• [Your goal]
Go through the entries below and collect each line with the string "this" in it.

• [Data rows]
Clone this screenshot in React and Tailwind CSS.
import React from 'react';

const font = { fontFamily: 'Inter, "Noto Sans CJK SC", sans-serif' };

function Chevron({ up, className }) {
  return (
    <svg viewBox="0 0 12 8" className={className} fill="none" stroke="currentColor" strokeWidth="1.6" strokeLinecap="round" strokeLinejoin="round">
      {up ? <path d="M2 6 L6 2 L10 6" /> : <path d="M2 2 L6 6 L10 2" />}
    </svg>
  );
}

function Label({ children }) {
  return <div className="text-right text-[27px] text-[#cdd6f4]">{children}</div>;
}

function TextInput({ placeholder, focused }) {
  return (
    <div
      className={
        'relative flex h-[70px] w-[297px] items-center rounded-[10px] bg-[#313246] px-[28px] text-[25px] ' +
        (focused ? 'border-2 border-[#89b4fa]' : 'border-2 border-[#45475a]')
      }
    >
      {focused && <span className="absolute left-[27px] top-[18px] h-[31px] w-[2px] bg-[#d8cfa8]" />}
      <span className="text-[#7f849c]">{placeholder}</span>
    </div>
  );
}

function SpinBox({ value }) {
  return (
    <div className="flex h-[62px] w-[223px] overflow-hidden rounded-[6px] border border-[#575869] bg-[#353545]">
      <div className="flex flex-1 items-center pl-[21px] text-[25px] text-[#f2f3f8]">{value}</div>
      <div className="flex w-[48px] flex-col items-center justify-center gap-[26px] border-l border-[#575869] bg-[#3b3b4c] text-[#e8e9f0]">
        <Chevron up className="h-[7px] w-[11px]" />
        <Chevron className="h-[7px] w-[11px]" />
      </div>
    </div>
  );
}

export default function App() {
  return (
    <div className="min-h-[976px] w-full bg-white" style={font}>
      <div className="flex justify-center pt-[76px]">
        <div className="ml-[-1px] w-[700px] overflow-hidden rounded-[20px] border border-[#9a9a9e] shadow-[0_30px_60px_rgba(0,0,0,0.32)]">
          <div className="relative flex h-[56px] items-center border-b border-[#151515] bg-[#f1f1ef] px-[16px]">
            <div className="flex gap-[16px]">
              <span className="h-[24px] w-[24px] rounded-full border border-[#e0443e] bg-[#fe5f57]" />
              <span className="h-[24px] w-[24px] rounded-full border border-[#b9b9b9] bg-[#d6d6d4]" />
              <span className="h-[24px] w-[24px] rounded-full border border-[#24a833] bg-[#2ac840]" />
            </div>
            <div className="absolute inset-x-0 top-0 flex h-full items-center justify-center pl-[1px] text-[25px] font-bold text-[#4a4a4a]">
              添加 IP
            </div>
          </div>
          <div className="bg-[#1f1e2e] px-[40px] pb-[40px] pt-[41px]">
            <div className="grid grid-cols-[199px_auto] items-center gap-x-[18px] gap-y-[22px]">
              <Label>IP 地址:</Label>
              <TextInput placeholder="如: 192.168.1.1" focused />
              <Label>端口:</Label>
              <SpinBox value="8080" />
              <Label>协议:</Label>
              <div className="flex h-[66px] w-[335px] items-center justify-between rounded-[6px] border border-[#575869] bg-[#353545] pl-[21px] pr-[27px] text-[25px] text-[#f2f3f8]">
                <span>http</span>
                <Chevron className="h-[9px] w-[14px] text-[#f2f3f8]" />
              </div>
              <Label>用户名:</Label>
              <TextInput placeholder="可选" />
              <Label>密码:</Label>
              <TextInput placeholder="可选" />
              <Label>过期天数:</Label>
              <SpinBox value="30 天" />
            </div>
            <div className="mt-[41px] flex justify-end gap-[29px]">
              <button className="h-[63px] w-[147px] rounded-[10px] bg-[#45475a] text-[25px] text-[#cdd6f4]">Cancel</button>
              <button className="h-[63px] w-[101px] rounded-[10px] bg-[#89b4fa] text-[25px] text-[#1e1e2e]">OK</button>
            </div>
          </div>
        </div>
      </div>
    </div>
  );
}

--

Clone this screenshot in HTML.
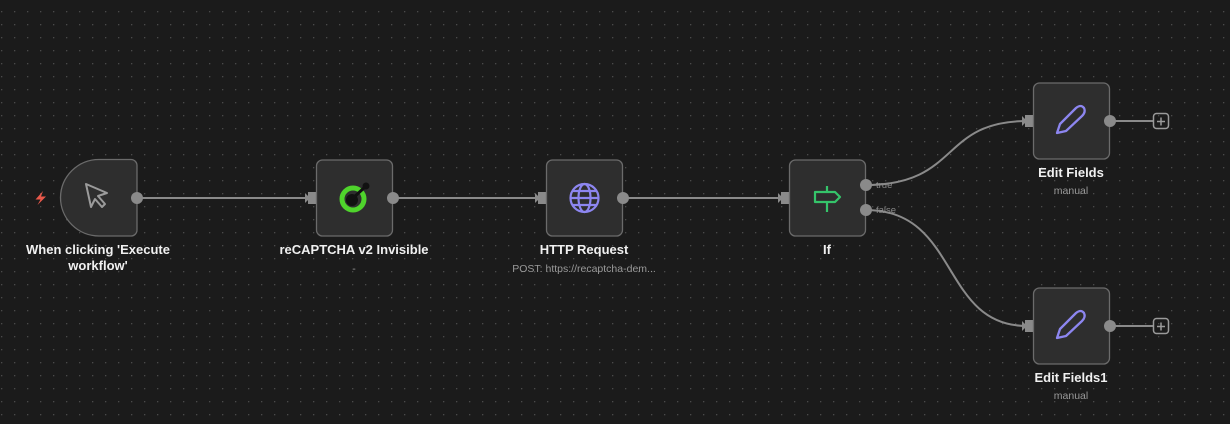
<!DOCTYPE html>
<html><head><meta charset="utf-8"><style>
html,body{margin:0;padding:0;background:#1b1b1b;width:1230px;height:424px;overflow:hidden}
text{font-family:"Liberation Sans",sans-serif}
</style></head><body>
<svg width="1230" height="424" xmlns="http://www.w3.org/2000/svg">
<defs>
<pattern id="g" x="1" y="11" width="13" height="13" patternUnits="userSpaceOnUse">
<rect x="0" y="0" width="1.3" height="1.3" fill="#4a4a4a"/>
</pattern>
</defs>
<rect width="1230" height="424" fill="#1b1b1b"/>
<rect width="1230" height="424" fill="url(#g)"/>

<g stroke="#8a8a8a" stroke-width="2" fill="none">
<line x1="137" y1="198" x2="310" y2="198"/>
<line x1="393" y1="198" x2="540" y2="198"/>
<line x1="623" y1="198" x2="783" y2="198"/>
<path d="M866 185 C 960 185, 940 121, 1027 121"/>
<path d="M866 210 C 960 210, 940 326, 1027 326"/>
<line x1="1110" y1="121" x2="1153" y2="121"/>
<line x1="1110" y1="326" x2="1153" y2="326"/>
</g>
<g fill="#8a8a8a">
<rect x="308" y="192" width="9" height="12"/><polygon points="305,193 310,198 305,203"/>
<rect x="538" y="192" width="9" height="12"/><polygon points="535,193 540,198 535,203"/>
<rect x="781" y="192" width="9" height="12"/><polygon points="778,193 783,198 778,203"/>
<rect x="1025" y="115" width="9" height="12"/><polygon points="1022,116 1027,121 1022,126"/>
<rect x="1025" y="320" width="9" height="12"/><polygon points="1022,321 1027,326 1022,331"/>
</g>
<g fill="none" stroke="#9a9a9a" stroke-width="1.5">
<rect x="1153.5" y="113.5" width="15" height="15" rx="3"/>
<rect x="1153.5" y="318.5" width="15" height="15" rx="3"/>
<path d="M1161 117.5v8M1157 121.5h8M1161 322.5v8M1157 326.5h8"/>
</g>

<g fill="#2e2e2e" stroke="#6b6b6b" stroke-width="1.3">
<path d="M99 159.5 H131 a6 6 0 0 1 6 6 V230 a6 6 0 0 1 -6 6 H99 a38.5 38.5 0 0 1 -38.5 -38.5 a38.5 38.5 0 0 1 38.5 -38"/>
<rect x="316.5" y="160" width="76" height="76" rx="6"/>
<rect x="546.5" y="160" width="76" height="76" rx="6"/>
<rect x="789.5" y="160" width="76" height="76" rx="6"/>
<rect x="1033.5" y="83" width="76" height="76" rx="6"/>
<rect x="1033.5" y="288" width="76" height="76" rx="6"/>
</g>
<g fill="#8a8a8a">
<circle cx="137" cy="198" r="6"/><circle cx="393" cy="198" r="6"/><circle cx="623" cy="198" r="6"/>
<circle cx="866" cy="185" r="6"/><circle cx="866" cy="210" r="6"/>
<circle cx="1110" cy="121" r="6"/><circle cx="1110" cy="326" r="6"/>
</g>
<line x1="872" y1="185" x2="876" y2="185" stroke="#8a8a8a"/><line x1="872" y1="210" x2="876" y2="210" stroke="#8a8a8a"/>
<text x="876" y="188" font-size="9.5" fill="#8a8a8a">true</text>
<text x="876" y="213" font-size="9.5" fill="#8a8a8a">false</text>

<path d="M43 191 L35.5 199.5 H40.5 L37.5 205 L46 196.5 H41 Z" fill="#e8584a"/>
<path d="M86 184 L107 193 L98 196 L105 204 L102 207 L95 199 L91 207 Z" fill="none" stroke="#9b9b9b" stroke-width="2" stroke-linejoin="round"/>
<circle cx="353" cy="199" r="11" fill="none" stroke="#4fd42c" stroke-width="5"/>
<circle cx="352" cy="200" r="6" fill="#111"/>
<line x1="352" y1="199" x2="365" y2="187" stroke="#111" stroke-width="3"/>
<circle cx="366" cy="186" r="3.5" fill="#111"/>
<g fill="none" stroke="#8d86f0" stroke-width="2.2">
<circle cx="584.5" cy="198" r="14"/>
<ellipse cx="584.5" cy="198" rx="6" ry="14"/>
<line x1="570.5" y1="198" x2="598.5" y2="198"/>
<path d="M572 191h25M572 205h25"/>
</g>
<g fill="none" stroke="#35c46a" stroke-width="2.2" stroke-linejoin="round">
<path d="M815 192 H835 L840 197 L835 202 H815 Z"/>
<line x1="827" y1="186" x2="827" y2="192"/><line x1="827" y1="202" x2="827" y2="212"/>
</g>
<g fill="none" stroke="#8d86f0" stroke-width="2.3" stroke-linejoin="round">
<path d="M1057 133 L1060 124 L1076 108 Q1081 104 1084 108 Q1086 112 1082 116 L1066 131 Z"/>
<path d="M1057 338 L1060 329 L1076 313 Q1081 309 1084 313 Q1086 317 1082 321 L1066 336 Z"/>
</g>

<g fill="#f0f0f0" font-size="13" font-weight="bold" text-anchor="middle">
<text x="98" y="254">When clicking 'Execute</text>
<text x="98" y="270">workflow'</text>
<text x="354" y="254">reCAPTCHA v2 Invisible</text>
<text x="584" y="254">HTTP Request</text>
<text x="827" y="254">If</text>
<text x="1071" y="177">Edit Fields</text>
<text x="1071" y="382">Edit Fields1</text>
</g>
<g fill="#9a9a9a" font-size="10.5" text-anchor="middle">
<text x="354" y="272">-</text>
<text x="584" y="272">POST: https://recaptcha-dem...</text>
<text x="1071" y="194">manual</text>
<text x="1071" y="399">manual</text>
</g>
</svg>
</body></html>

• [Output]
Clone this screenshot in React and Tailwind CSS.
Clone this screenshot in HTML.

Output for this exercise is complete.